A shell company is a corporation used in many reverse mergers. A shell company can either be publicly traded or privately held.
A shell company usually is a company that exists but does not actually have an active business. The most notable type of shell company is one that has a listing. This is called a listed or public shell, and is the most common type of shell discussed by investors. With that being said if your browsing around some online message boards and see a reference to buy a shell company then in most cases a public shell company is what they’re referring to. If a shell company in this sense has no active business, and has been in that state for some time, it is likely to be considered dormant and may be exempt from many reporting requirements.

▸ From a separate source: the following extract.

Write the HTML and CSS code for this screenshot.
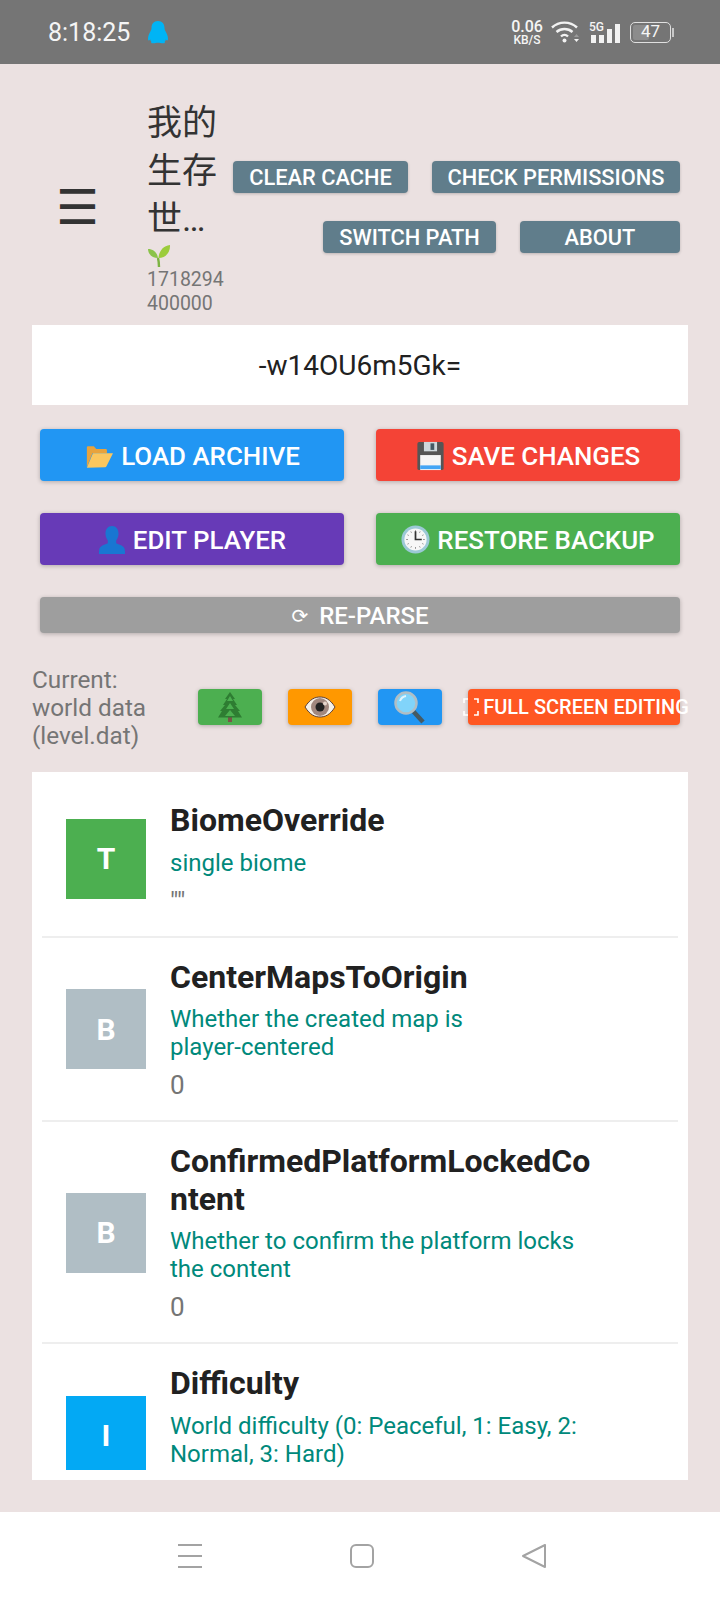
FILE: index.html
```html
<!DOCTYPE html>
<html lang="en">
<head>
    <meta charset="UTF-8">
    <title>Archive Editor</title>
    <link rel="stylesheet" href="styles.css">
</head>
<body>
    <div class="status-bar">
        <span class="clock">8:18:25</span>
        <svg class="qq" width="22" height="24" viewBox="0 0 22 24"><path fill="#00b4f5" d="M11 1c-4.300 0-6.500 3.200-6.500 7 0 1-.2 2-1 3.200C2.300 13.200 1 16 1 19c0 1.500.7 1.700 1.300 1.200l1-.8c0 1 .5 1.900 1.200 2.600C3.500 22.500 4 23.300 6 23.300c2 0 3.500-.5 5-.5s3 .5 5 .5c2 0 2.500-.8 1.500-1.300.7-.7 1.200-1.600 1.200-2.600l1 .8c.6.500 1.300.3 1.300-1.200 0-3-1.300-5.800-2.500-7.800-.8-1.200-1-2.200-1-3.200 0-3.800-2.200-7-6.500-7z"/></svg>
        <div class="status-icons">
            <div class="speed"><b>0.06</b><small>KB/S</small></div>
            <svg width="30" height="26" viewBox="0 0 30 26" fill="none" stroke="#f2f2f2" stroke-width="2.400">
                <path d="M1 8.500C8 2 19 2 26 8.500"/>
                <path d="M5.500 13C10 9 17 9 21.500 13"/>
                <path d="M10 17.500c2-2 5-2 7 0"/>
                <circle cx="13.500" cy="21.500" r="2" fill="#f2f2f2" stroke="none"/>
                <path d="M23 18l2.500-3 2.500 3z" fill="#9a9a9a" stroke="none"/>
                <path d="M23 20l2.500 3 2.500-3z" fill="#f2f2f2" stroke="none"/>
            </svg>
            <div class="signal">
                <small>5G</small>
                <i class="bar-1"></i><i class="bar-2"></i><i class="bar-3"></i><i class="bar-4"></i>
            </div>
            <div class="battery"><div class="battery-fill"></div><span>47</span></div>
            <div class="battery-tip"></div>
        </div>
    </div>

    <main class="content">
        <header class="top">
            <div class="menu">☰</div>
            <div class="world">
                <div class="world-name">我的生存世…</div>
                <svg class="sprout" width="24" height="24" viewBox="0 0 24 24">
                    <path d="M12 23c0-4-.5-7-1-9" stroke="#7cb342" stroke-width="2.400" fill="none"/>
                    <path fill="#8bc34a" d="M11 14C10 8 6 5 1 5c0 5 4 9 10 9z"/>
                    <path fill="#9ccc3c" d="M11.500 14C12 7 16 2 23 1c.5 7-4 13-11.500 13z"/>
                </svg>
                <div class="world-seed">1718294400000</div>
            </div>
            <div class="tools">
                <button class="tool">CLEAR CACHE</button>
                <button class="tool tool-perm">CHECK PERMISSIONS</button>
                <button class="tool tool-path">SWITCH PATH</button>
                <button class="tool tool-about">ABOUT</button>
            </div>
        </header>

        <div class="code-field">-w14OU6m5Gk=</div>

        <div class="actions">
            <button class="action blue">
                <svg width="30" height="28" viewBox="0 0 32 30"><path fill="#e8a33d" d="M3 27V6c0-1 .6-1.500 1.500-1.500h6l2.500 3h10c1 0 1.500.5 1.500 1.500v3H9z"/><path fill="#fbc75f" d="M3 27.500l6.500-15.500H31l-7 14c-.3.600-.8 1-1.500 1z"/></svg>
                LOAD ARCHIVE
            </button>
            <button class="action red">
                <svg width="29" height="30" viewBox="0 0 30 32"><rect x="1" y="1" width="28" height="30" rx="2" fill="#555"/><rect x="8" y="1" width="14" height="10" fill="#cfd8dc"/><rect x="15" y="2.500" width="4" height="7" fill="#455a64"/><rect x="4" y="15" width="22" height="16" fill="#f5f5f5"/><rect x="4" y="26" width="22" height="4" fill="#42a5f5"/></svg>
                SAVE CHANGES
            </button>
            <button class="action purple">
                <svg width="28" height="30" viewBox="0 0 30 32"><path fill="#1976d2" d="M15 1c-4.500 0-7 3.500-7 8 0 3 1 5.500 2.500 7.500v3c-3 1.500-8 2.500-9 6-.3 1.500-.5 3-.5 5.500h28c0-2.500-.2-4-.5-5.500-1-3.500-6-4.500-9-6v-3C21 14.500 22 12 22 9c0-4.500-2.500-8-7-8z"/></svg>
                EDIT PLAYER
            </button>
            <button class="action green">
                <svg width="29" height="29" viewBox="0 0 30 30">
                    <circle cx="15" cy="15" r="14.500" fill="#9cc9d6"/>
                    <circle cx="15" cy="15" r="11.500" fill="#f7f7f7"/>
                    <path d="M15 5.500v1.500M15 23v1.500M5.500 15H7M23 15h1.500M10.200 6.800l.6 1.100M19.800 6.800l-.6 1.100M10.200 23.200l.6-1.100M19.800 23.200l-.6-1.100M6.800 10.200l1.100.6M23.200 10.200l-1.100.6M6.800 19.800l1.100-.6M23.200 19.800l-1.100-.6" stroke="#777" stroke-width="1"/>
                    <path d="M15 6.500V15h6.500" stroke="#333" stroke-width="1.800" fill="none"/>
                </svg>
                RESTORE BACKUP
            </button>
            <button class="action wide gray"><span class="redo">⟳</span> RE-PARSE</button>
        </div>

        <div class="mode-row">
            <div class="mode-label">Current: world data (level.dat)</div>
            <button class="mini green">
                <svg width="28" height="32" viewBox="0 0 28 32"><rect x="12" y="26" width="4" height="5" fill="#795548"/><path fill="#2e7d32" d="M14 1l5 7h-2l4 6h-2l5 6h-2l4 6.500H2L6 20H4l5-6H7l4-6H9z"/><path fill="#4caf50" d="M14 5l3 5h-6zM14 12l4 6h-8zM14 19l5 6H9z"/></svg>
            </button>
            <button class="mini orange">
                <svg width="32" height="24" viewBox="0 0 32 24"><path fill="#f5f0e8" stroke="#5d4037" stroke-width="1" d="M1 12C6 4 11 2 16 2s10 2 15 10c-5 8-10 10-15 10S6 20 1 12z"/><circle cx="16" cy="12" r="9" fill="#a1887f"/><circle cx="16" cy="12" r="4.500" fill="#222"/><circle cx="21" cy="8.500" r="2" fill="#e6d6cc"/></svg>
            </button>
            <button class="mini blue">
                <svg width="34" height="34" viewBox="0 0 34 34"><path d="M20 21l10 11" stroke="#455a64" stroke-width="4.500"/><circle cx="13" cy="13" r="10.500" fill="#81d4fa" stroke="#b0bec5" stroke-width="2.500"/><path d="M7 11c1-3 3-4.500 6-5" stroke="#e1f5fe" stroke-width="2" fill="none"/></svg>
            </button>
            <button class="mini full">
                <svg width="16" height="18" viewBox="0 0 16 18" fill="none" stroke="#fff" stroke-width="1.600"><path d="M5 1H1v4M11 1h4v4M5 17H1v-4M11 17h4v-4"/></svg>
                <span>FULL SCREEN EDITING</span>
            </button>
        </div>

        <div class="fields">
            <div class="fields-scroll">
                <div class="field">
                    <div class="badge b-green">T</div>
                    <div class="field-text">
                        <div class="field-name">BiomeOverride</div>
                        <div class="field-desc">single biome</div>
                        <div class="field-value">""</div>
                    </div>
                </div>
                <div class="field">
                    <div class="badge b-gray">B</div>
                    <div class="field-text">
                        <div class="field-name">CenterMapsToOrigin</div>
                        <div class="field-desc">Whether the created map is <span class="nobr">player-centered</span></div>
                        <div class="field-value">0</div>
                    </div>
                </div>
                <div class="field">
                    <div class="badge b-gray">B</div>
                    <div class="field-text">
                        <div class="field-name">ConfirmedPlatformLockedContent</div>
                        <div class="field-desc">Whether to confirm the platform locks the content</div>
                        <div class="field-value">0</div>
                    </div>
                </div>
                <div class="field field-cut">
                    <div class="badge b-sky">I</div>
                    <div class="field-text">
                        <div class="field-name">Difficulty</div>
                        <div class="field-desc">World difficulty (0: Peaceful, 1: Easy, 2: Normal, 3: Hard)</div>
                    </div>
                </div>
            </div>
        </div>
    </main>

    <nav class="nav-bar">
        <svg width="24" height="24" viewBox="0 0 24 24" stroke="#a3a3a3" stroke-width="2"><path d="M0 1h24M0 12h24M0 23h24"/></svg>
        <svg width="24" height="24" viewBox="0 0 24 24" fill="none" stroke="#a3a3a3" stroke-width="2"><rect x="1" y="1" width="22" height="22" rx="5"/></svg>
        <svg width="24" height="24" viewBox="0 0 24 24" fill="none" stroke="#a3a3a3" stroke-width="2" stroke-linejoin="round"><path d="M23 1v22L1 12z"/></svg>
    </nav>
</body>
</html>
```

FILE: styles.css
```css
* {
    box-sizing: border-box;
}

body {
    margin: 0;
    width: 720px;
    height: 1600px;
    display: flex;
    flex-direction: column;
    overflow: hidden;
    font-family: Roboto, "Noto Sans CJK SC", sans-serif;
    background-color: #ebe1e1;
}

button {
    font-family: inherit;
    border: none;
    color: white;
    cursor: pointer;
    padding: 0;
}

.status-bar {
    height: 64px;
    flex: none;
    display: flex;
    align-items: center;
    padding: 0 46px 0 48px;
    background-color: #757575;
    color: #f5f5f5;
}

.clock {
    font-size: 25px;
    margin-right: 17px;
}

.status-icons {
    margin-left: auto;
    display: flex;
    align-items: center;
}

.speed {
    width: 34px;
    margin-right: 7px;
    text-align: center;
}

.speed b {
    display: block;
    font-size: 16px;
    line-height: 15px;
    font-weight: 500;
}

.speed small {
    display: block;
    font-size: 12px;
    line-height: 12px;
    font-weight: 500;
}

.signal {
    position: relative;
    width: 31px;
    height: 21px;
    margin: 0 10px 0 8px;
    padding-left: 2px;
    display: flex;
    align-items: flex-end;
    gap: 3.500px;
}

.signal small {
    position: absolute;
    left: 0;
    top: -1px;
    font-size: 12px;
    line-height: 12px;
    font-weight: 500;
}

.signal i {
    width: 4.500px;
    background-color: #f2f2f2;
}

.bar-1 { height: 8px; }
.bar-2 { height: 8px; }
.bar-3 { height: 14px; }
.bar-4 { height: 19px; }

.battery {
    position: relative;
    width: 41px;
    height: 21px;
    border: 1.500px solid #e0e0e0;
    border-radius: 5px;
    padding: 2px;
    text-align: center;
}

.battery-fill {
    width: 46%;
    height: 100%;
    background-color: #8c8c8c;
    border-radius: 2px;
}

.battery span {
    position: absolute;
    left: 0;
    right: 0;
    top: -1.500px;
    font-size: 17px;
    line-height: 21px;
}

.battery-tip {
    width: 2px;
    height: 9px;
    margin-left: 1px;
    background-color: #c8c8c8;
}

.content {
    flex: 1;
    min-height: 0;
    display: flex;
    flex-direction: column;
    padding: 0 32px 32px;
}

.top {
    height: 261px;
    flex: none;
    display: flex;
    align-items: center;
}

.menu {
    width: 115px;
    padding: 24px 0 0 24px;
    font-family: "DejaVu Sans", sans-serif;
    font-size: 48px;
    color: #333;
}

.world {
    width: 82px;
    flex: none;
    padding-top: 26px;
}

.world-name {
    width: 72px;
    font-size: 35px;
    line-height: 48px;
    color: #333;
}

.sprout {
    display: block;
}

.world-seed {
    font-size: 19.500px;
    line-height: 24px;
    color: #757575;
    word-break: break-all;
}

.tools {
    flex: 1;
    display: flex;
    flex-wrap: wrap;
    justify-content: flex-end;
    gap: 28px 24px;
    margin-top: 24px;
    margin-right: 8px;
}

.tool {
    height: 32px;
    width: 175px;
    padding-top: 1px;
    font-size: 21.800px;
    font-weight: 500;
    border-radius: 4px;
    background-color: #607d8b;
    box-shadow: 0 1px 3px rgba(0,0,0,0.2);
}

.tool-perm { width: 248px; }
.tool-path { width: 173px; }
.tool-about { width: 160px; }

.code-field {
    height: 80px;
    flex: none;
    background-color: white;
    text-align: center;
    font-size: 28px;
    line-height: 82px;
    color: #212121;
}

.actions {
    flex: none;
    display: grid;
    grid-template-columns: 304px 304px;
    justify-content: space-between;
    gap: 32px;
    margin: 24px 8px 0;
}

.action {
    height: 52px;
    padding-top: 1px;
    display: flex;
    align-items: center;
    justify-content: center;
    gap: 7px;
    font-size: 25.900px;
    font-weight: 500;
    border-radius: 4px;
    box-shadow: 0 1px 4px rgba(0,0,0,0.25);
}

.wide {
    grid-column: span 2;
    height: 36px;
    font-size: 24px;
}

.redo {
    font-family: "DejaVu Sans", sans-serif;
    font-size: 20px;
    font-weight: normal;
    margin-right: 4px;
}

.blue { background-color: #2196f3; }
.red { background-color: #f44336; }
.purple { background-color: #673ab7; }
.green { background-color: #4caf50; }
.gray { background-color: #9e9e9e; }
.orange { background-color: #ff9800; }

.mode-row {
    flex: none;
    height: 139px;
    display: flex;
    align-items: center;
    padding: 8px 8px 0 0;
}

.mode-label {
    width: 140px;
    flex: none;
    margin: 2px 26px 0 0;
    font-size: 24.300px;
    line-height: 28px;
    color: #757575;
}

.mini {
    width: 64px;
    height: 36px;
    flex: none;
    margin-right: 26px;
    display: flex;
    align-items: center;
    justify-content: center;
    border-radius: 4px;
    box-shadow: 0 1px 4px rgba(0,0,0,0.25);
}

.mini svg {
    flex: none;
}

.full {
    width: 212px;
    margin-right: 0;
    padding-left: 4px;
    background-color: #ff5722;
    font-size: 20px;
    font-weight: 500;
    white-space: nowrap;
    gap: 4px;
}

.fields {
    flex: 1;
    min-height: 0;
    display: flex;
    background-color: white;
    padding: 9px 10px 10px;
}

.fields-scroll {
    flex: 1;
    min-height: 0;
    overflow: hidden;
}

.field {
    display: flex;
    align-items: center;
    padding: 21px 24px 20px;
    border-bottom: 2px solid #eee;
}

.field-cut {
    min-height: 184px;
}

.field-cut .field-text {
    align-self: flex-start;
}

.badge {
    width: 80px;
    height: 80px;
    flex: none;
    margin-right: 24px;
    display: flex;
    align-items: center;
    justify-content: center;
    font-size: 30px;
    font-weight: 700;
    color: white;
}

.b-green { background-color: #4caf50; }
.b-gray { background-color: #b0bec5; }
.b-sky { background-color: #03a9f4; }

.field-text {
    width: 430px;
}

.field-name {
    font-size: 32px;
    font-weight: 700;
    line-height: 37.500px;
    color: #212121;
    overflow-wrap: anywhere;
}

.field-desc {
    margin-top: 9px;
    font-size: 24px;
    line-height: 28px;
    color: #00897b;
}

.nobr {
    white-space: nowrap;
}

.field-value {
    margin-top: 9px;
    font-size: 26px;
    line-height: 30px;
    color: #757575;
}

.nav-bar {
    height: 88px;
    flex: none;
    display: flex;
    justify-content: center;
    gap: 148px;
    padding: 32px 0 0 4px;
    background-color: white;
}
```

Given that it takes a lot of time and funds to obtain a publicly traded listing or company from scratch, an already public shell has significant value. Public shells are therefore often the targets of reverse mergers or takeovers. When a private company mergers into a publicly traded shell company, it can become public in a couple of quick steps, by filing the necessary legal and accounting details with the Securities and Exchange Commission.
A shell company can also refer to a company that has never had an actual business (and certainly not a trading symbol). In most case these are also referred to as a shelf company. These are incorporated purely to sell off-the-shelf. This offers a convenient alternative to setting up a company from scratch (if required the name of the company can be changed, new directors appointed, and possibly the capability to have more shares issued through filings, etc.).
Finally, the phrase “shell company,” is also used to describe companies that exist merely as a front for a person or organization that wishes to hide its identity.